A cottage breakfast nook is a small, cozy seating area — usually in or near the kitchen — styled with warm, rustic, and charming cottage decor. It typically includes a bench, a small table, and soft furnishings like cushions, floral prints, or painted wood. It’s designed to feel intimate and inviting rather than formal.
Q2. How do I make a small kitchen corner into a breakfast nook?
Start with a built-in bench or a simple storage bench against the wall. Add a small round or rectangular table in front and two chairs or stools opposite. Keep the color palette light and warm. Even a corner with just 4–5 feet of space can work as a functional and cozy breakfast nook.
Q3. What furniture do I need for a cottage breakfast nook?
The basics are a bench or banquette seating, a small dining table, and one or two chairs. For a cottage look, choose painted wood furniture, rattan or cane chairs, a pedestal table, or a farmhouse-style plank table. Add cushions, throw pillows, and a simple centerpiece to complete the feel.
Q4. What colors work best for a cottage breakfast nook?
Soft, muted tones work best — cream, white, sage green, duck egg blue, warm beige, and blush pink. These colors feel light and airy, which suits the cottage aesthetic. You can add patterns through cushions or wallpaper using florals, gingham, or botanical prints.
Q5. How can I add cottage style to a breakfast nook on a budget?

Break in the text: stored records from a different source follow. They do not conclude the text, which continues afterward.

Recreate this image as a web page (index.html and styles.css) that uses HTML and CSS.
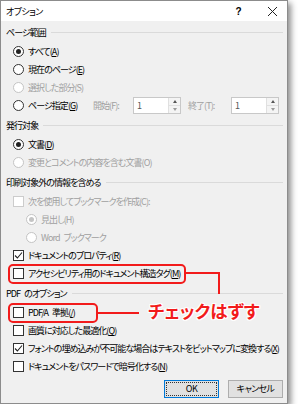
FILE: index.html
```html
<!DOCTYPE html>
<html lang="ja">
<head>
<meta charset="utf-8">
<link rel="stylesheet" href="styles.css">
</head>
<body>
<div class="dialog">
  <div class="titlebar">
    <span class="title">オプション</span>
    <span class="help">?</span>
    <svg class="close" width="11" height="11" viewBox="0 0 11 11"><path d="M1 1L10 10M10 1L1 10" stroke="#222" stroke-width="1"/></svg>
  </div>
  <div class="content">
    <div class="ghead first"><span>ページ範囲</span><i class="rule"></i></div>
    <div class="row"><span class="radio on"></span><span>すべて(<u>A</u>)</span></div>
    <div class="row"><span class="radio"></span><span>現在のページ(<u>E</u>)</span></div>
    <div class="row dis"><span class="radio"></span><span>選択した部分(S)</span></div>
    <div class="row"><span class="radio"></span><span class="pg">ページ指定(<u>G</u>)</span>
      <span class="lbl l1">開始(F):</span>
      <span class="spin"><span class="val">1</span><span class="arrows"><i class="up"></i><i class="dn"></i></span></span>
      <span class="lbl l2">終了(T):</span>
      <span class="spin"><span class="val">1</span><span class="arrows"><i class="up"></i><i class="dn"></i></span></span>
    </div>

    <div class="ghead"><span>発行対象</span><i class="rule"></i></div>
    <div class="row g2"><span class="radio on"></span><span>文書(<u>D</u>)</span></div>
    <div class="row dis"><span class="radio"></span><span>変更とコメントの内容を含む文書(O)</span></div>

    <div class="ghead"><span>印刷対象外の情報を含める</span><i class="rule"></i></div>
    <div class="row dis"><span class="check"></span><span>次を使用してブックマークを作成(C):</span></div>
    <div class="row dis sub"><span class="radio on"></span><span>見出し(H)</span></div>
    <div class="row dis sub"><span class="radio"></span><span>Word ブックマーク</span></div>
    <div class="row"><span class="check on"><svg width="9" height="9" viewBox="0 0 9 9"><path d="M1 4.5L3.4 7L8 1.5" fill="none" stroke="#222" stroke-width="1.1"/></svg></span><span>ドキュメントのプロパティ(<u>R</u>)</span></div>
    <div class="row"><span class="check"></span><span>アクセシビリティ用のドキュメント構造タグ(<u>M</u>)</span></div>

    <div class="ghead"><span>PDF のオプション</span><i class="rule"></i></div>
    <div class="row"><span class="check"></span><span>PDF/A 準拠(<u>/</u>)</span></div>
    <div class="row"><span class="check"></span><span>画質に対応した最適化(<u>Q</u>)</span></div>
    <div class="row"><span class="check on"><svg width="9" height="9" viewBox="0 0 9 9"><path d="M1 4.5L3.4 7L8 1.5" fill="none" stroke="#222" stroke-width="1.1"/></svg></span><span>フォントの埋め込みが不可能な場合はテキストをビットマップに変換する(<u>X</u>)</span></div>
    <div class="row"><span class="check"></span><span>ドキュメントをパスワードで暗号化する(<u>N</u>)</span></div>
  </div>
  <div class="buttons">
    <button class="btn ok"><span>OK</span></button>
    <button class="btn">キャンセル</button>
  </div>

  <div class="hl hl1"></div>
  <div class="wire w1"></div>
  <div class="hl hl2"></div>
  <div class="wire w2"></div>
  <div class="callout">チェックはずす</div>
</div>
</body>
</html>
```
FILE: styles.css
```css
* { box-sizing: border-box; }
body {
  margin: 0;
  background: #ffffff;
  font-family: "Noto Sans CJK JP", "Noto Sans", sans-serif;
  font-feature-settings: "palt";
  color: #000;
}
.dialog {
  position: relative;
  width: 288px;
  height: 404px;
  background: #f0f0f0;
  border: 1px solid #8c8c8c;
  box-shadow: 3px 3px 6px rgba(0,0,0,0.45);
  display: flex;
  flex-direction: column;
}
.titlebar {
  height: 23px;
  background: #ffffff;
  display: flex;
  align-items: center;
  padding-left: 5px;
  padding-top: 2px;
  font-size: 9px;
  letter-spacing: -0.6px;
}
.title { flex: 1; }
.help { font-family: "Liberation Sans", sans-serif; font-weight: 700; font-size: 10px; margin-right: 26px; }
.close { margin-right: 9px; }
.content {
  flex: 1;
  padding: 2px 4px 0 5px;
  font-size: 9px;
  letter-spacing: -0.95px;
  word-spacing: 3px;
  white-space: nowrap;
}
.ghead {
  display: flex;
  align-items: center;
  height: 18px;
  margin-top: 2px;
  margin-bottom: 1px;
}
.ghead.first { margin-top: 1px; }
.ghead .rule {
  flex: 1;
  height: 1px;
  background: #dadada;
  margin-left: 5px;
}
.row {
  display: flex;
  align-items: center;
  height: 18px;
  padding-left: 7px;
}
.row.g2 { margin-top: 1px; }
.row.sub { padding-left: 20px; }
.row.dis { color: #a0a0a0; }
u { text-decoration: underline; text-underline-offset: 1px; }
.radio {
  width: 11px;
  height: 11px;
  border: 1px solid #333;
  border-radius: 50%;
  background: #fff;
  margin-right: 4px;
  display: flex;
  align-items: center;
  justify-content: center;
  flex: none;
}
.radio.on::after {
  content: "";
  width: 5px;
  height: 5px;
  border-radius: 50%;
  background: #222;
}
.dis .radio { border-color: #c4c4c4; }
.dis .radio.on::after { background: #c4c4c4; }
.check {
  width: 11px;
  height: 11px;
  border: 1px solid #333;
  background: #fff;
  margin-right: 4px;
  display: flex;
  align-items: center;
  justify-content: center;
  flex: none;
}
.dis .check { border-color: #cccccc; }
.pg { width: 65px; }
.lbl { color: #a0a0a0; }
.l1 { width: 40px; }
.l2 { width: 43px; margin-left: 7px; }
.spin {
  width: 48px;
  height: 17px;
  border: 1px solid #c8c8c8;
  background: #fff;
  display: flex;
  color: #555;
}
.spin .val { flex: 1; padding-left: 3px; line-height: 15px; }
.arrows {
  width: 12px;
  display: flex;
  flex-direction: column;
  border-left: 1px solid #e0e0e0;
}
.arrows i {
  flex: 1;
  display: flex;
  align-items: center;
  justify-content: center;
  background: #f4f4f4;
}
.arrows i.up { border-bottom: 1px solid #e0e0e0; }
.arrows i.up::after {
  content: "";
  border-left: 2.5px solid transparent;
  border-right: 2.5px solid transparent;
  border-bottom: 3px solid #555;
}
.arrows i.dn::after {
  content: "";
  border-left: 2.5px solid transparent;
  border-right: 2.5px solid transparent;
  border-top: 3px solid #9a9a9a;
}
.buttons {
  height: 31px;
  display: flex;
  justify-content: flex-end;
  align-items: flex-start;
  gap: 9px;
  padding-right: 4px;
  padding-top: 4px;
}
.btn {
  width: 55px;
  height: 18px;
  background: #e1e1e1;
  border: 1px solid #adadad;
  font-family: "Noto Sans CJK JP", sans-serif;
  font-feature-settings: "palt";
  font-size: 9px;
  letter-spacing: -0.6px;
  color: #000;
  padding: 0;
  margin: 0;
  display: flex;
  align-items: center;
  justify-content: center;
}
.btn.ok {
  border: 1px solid #0078d7;
  padding: 1px;
}
.btn.ok span {
  width: 100%;
  height: 100%;
  border: 1px dotted #333;
  display: flex;
  align-items: center;
  justify-content: center;
}
.hl {
  position: absolute;
  border: 2px solid #f21b1b;
  border-radius: 5px;
}
.hl1 { left: 7px; top: 263px; width: 178px; height: 20px; }
.hl2 { left: 7px; top: 302px; width: 90px; height: 20px; }
.wire { position: absolute; border-color: #f21b1b; border-style: solid; border-width: 0; }
.w1 { left: 184px; top: 271px; width: 35px; height: 22px; border-top-width: 2px; border-right-width: 2px; }
.w2 { left: 96px; top: 311px; width: 42px; height: 2px; background: #f21b1b; }
.callout {
  position: absolute;
  left: 147px;
  top: 298px;
  font-size: 17.5px;
  font-weight: 700;
  color: #f21b1b;
  line-height: 24px;
  text-shadow: 1px 0 #fff, -1px 0 #fff, 0 1px #fff, 0 -1px #fff, 1px 1px #fff, -1px -1px #fff, 1px -1px #fff, -1px 1px #fff;
}
```
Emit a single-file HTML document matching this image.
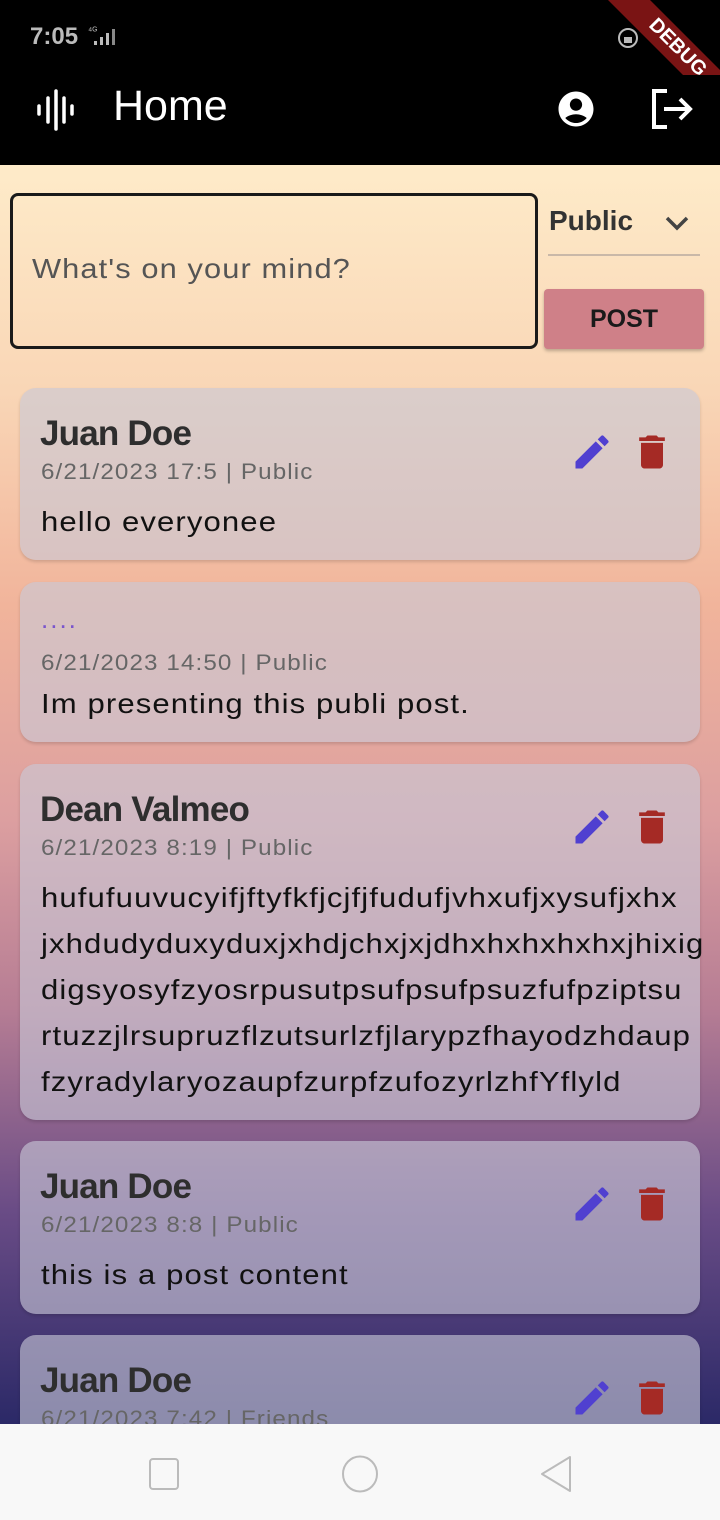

Focus on small, high-impact changes. Add a floral or gingham cushion to an existing bench. Hang a framed botanical print on the wall. Use a mason jar or vintage jug as a flower vase. Paint an old chair in a muted color. These small additions create a cottage feel without a full renovation.
Conclusion
A cottage breakfast nook doesn’t have to be grand or expensive. It just has to feel like yours. A little bench, a window with good light, a cushion you love — that’s honestly enough. Start small, add what makes you happy, and let the space grow into itself. Mornings are better when you have somewhere cozy to land.